> INPUT MATERIAL:

========================================================================

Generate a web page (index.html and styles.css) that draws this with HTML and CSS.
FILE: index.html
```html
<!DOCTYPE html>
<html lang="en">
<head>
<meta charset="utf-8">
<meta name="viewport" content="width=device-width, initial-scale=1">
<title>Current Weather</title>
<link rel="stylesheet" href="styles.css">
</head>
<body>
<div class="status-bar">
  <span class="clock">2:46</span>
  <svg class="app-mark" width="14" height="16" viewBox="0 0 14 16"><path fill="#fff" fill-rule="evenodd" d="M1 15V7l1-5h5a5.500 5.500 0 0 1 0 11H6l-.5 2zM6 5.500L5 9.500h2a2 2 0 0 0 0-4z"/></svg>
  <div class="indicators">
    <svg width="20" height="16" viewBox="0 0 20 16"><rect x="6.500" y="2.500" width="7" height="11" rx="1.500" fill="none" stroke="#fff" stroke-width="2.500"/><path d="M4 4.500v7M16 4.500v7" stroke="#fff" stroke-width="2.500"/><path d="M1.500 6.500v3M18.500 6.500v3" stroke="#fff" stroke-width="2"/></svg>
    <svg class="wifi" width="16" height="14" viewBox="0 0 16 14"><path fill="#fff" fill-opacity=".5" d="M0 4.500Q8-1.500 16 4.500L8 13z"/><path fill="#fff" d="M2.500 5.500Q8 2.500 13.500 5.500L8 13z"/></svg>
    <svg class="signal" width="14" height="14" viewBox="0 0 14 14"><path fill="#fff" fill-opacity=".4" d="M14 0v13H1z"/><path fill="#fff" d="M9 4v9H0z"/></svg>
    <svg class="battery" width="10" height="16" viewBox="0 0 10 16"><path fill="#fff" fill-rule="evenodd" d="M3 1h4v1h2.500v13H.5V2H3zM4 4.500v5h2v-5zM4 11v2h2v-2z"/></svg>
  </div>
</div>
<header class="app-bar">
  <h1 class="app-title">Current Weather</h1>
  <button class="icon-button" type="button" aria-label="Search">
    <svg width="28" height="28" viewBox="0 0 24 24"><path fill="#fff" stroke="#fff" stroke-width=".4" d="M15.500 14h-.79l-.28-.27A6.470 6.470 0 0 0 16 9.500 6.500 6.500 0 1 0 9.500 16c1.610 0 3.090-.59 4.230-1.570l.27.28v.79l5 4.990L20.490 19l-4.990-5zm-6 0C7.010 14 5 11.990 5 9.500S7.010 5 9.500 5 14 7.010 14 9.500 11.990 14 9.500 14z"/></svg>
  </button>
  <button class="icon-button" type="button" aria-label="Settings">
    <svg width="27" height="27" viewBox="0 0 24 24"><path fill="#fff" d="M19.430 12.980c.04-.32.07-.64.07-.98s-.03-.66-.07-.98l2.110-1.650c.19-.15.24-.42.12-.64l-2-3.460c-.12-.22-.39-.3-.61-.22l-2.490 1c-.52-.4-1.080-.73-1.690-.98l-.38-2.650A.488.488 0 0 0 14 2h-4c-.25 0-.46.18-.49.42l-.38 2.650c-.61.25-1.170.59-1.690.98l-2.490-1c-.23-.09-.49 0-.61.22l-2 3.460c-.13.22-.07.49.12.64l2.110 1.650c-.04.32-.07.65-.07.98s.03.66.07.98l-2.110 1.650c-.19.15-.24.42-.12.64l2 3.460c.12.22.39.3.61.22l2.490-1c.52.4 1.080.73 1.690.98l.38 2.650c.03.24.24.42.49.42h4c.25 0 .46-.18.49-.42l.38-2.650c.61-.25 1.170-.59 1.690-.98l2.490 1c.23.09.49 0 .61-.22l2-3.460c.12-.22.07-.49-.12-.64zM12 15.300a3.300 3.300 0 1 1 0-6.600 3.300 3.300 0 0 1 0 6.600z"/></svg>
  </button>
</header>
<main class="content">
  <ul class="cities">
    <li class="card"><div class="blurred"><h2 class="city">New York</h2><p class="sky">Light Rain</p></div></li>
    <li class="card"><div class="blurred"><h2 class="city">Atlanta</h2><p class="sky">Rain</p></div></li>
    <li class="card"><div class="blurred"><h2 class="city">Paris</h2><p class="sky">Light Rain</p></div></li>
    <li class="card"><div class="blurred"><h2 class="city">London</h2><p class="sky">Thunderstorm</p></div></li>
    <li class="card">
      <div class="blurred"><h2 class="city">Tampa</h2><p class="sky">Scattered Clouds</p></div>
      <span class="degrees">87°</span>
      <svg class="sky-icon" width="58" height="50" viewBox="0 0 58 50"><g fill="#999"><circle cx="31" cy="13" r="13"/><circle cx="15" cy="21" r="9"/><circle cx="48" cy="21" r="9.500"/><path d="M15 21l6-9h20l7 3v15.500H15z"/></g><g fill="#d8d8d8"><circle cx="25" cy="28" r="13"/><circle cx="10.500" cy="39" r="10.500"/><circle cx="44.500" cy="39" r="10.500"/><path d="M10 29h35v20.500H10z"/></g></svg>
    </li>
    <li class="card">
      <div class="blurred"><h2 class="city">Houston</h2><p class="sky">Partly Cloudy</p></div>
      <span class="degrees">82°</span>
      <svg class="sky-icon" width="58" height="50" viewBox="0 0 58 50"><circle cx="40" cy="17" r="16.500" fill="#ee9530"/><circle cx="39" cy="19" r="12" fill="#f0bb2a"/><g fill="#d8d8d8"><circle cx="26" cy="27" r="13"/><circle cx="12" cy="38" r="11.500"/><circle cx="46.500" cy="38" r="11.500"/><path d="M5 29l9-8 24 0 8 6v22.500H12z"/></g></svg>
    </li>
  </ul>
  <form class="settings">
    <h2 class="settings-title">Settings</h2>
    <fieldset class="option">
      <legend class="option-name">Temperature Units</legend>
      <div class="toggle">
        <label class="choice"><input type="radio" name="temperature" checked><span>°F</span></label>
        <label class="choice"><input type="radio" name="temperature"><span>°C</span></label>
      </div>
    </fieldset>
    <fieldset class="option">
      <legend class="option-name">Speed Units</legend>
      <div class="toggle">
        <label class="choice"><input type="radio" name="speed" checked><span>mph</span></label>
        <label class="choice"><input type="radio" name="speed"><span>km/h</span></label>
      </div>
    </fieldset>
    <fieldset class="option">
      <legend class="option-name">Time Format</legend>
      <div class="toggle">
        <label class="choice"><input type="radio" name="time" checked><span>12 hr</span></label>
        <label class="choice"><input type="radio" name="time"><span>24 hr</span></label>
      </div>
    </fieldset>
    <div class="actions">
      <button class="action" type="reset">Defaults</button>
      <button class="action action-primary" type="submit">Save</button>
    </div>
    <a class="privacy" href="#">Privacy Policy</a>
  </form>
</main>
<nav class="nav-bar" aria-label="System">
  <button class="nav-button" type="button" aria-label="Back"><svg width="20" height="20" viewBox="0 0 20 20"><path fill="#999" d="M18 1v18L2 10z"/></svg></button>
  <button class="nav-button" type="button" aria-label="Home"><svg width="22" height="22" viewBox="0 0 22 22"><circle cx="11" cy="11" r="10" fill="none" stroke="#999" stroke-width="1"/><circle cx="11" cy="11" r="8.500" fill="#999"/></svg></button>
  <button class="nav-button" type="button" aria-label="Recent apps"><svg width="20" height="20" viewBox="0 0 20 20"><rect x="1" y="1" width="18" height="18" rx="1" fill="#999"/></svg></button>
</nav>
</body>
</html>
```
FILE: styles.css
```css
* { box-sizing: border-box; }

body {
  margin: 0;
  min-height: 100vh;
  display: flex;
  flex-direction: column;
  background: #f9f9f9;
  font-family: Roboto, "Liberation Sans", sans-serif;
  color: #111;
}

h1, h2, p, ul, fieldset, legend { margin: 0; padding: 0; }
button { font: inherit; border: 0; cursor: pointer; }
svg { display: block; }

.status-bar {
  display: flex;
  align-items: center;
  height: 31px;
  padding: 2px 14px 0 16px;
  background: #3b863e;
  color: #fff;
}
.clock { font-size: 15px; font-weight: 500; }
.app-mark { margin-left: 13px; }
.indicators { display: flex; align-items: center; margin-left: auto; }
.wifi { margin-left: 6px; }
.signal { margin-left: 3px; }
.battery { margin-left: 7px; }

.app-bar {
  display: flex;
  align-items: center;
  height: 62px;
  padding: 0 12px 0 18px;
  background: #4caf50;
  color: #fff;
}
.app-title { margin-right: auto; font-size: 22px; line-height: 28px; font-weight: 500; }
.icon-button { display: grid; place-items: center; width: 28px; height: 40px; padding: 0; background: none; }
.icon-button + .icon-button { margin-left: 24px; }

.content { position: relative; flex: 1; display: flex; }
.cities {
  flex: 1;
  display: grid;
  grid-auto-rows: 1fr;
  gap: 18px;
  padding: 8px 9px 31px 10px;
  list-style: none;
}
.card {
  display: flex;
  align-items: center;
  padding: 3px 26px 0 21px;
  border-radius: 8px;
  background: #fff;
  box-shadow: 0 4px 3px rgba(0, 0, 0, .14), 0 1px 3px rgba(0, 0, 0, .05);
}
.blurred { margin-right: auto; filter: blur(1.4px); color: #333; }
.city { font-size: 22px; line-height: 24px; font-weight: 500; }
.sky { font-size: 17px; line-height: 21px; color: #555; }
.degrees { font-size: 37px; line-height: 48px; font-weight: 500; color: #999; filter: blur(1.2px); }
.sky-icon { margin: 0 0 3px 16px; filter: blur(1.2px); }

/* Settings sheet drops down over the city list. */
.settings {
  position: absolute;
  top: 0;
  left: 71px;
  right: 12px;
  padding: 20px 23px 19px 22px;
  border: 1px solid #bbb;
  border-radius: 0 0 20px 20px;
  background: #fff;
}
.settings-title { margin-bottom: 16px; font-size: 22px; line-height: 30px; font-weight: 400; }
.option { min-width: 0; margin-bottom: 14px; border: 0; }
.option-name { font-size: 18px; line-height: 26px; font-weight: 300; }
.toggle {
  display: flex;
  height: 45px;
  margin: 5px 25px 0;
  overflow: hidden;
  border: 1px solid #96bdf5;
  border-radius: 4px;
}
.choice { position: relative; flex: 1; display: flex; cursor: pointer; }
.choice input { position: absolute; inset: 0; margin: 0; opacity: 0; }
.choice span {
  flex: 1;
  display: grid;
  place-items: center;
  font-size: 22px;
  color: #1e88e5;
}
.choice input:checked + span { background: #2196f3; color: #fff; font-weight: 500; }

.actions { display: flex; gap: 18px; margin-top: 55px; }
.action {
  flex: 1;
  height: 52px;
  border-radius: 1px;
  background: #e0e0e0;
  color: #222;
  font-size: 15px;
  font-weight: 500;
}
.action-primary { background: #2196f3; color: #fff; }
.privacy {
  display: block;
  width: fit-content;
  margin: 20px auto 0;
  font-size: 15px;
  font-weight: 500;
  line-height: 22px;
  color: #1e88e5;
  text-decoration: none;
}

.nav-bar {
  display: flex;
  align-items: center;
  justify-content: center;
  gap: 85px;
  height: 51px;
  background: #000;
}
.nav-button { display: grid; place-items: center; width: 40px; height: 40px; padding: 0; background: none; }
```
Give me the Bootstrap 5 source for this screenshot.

========================================================================

> DESCRIPTION OF THE TASK:
Report only the number of lines in the listing that contain the word "index".

> RIGHT ANSWER:
2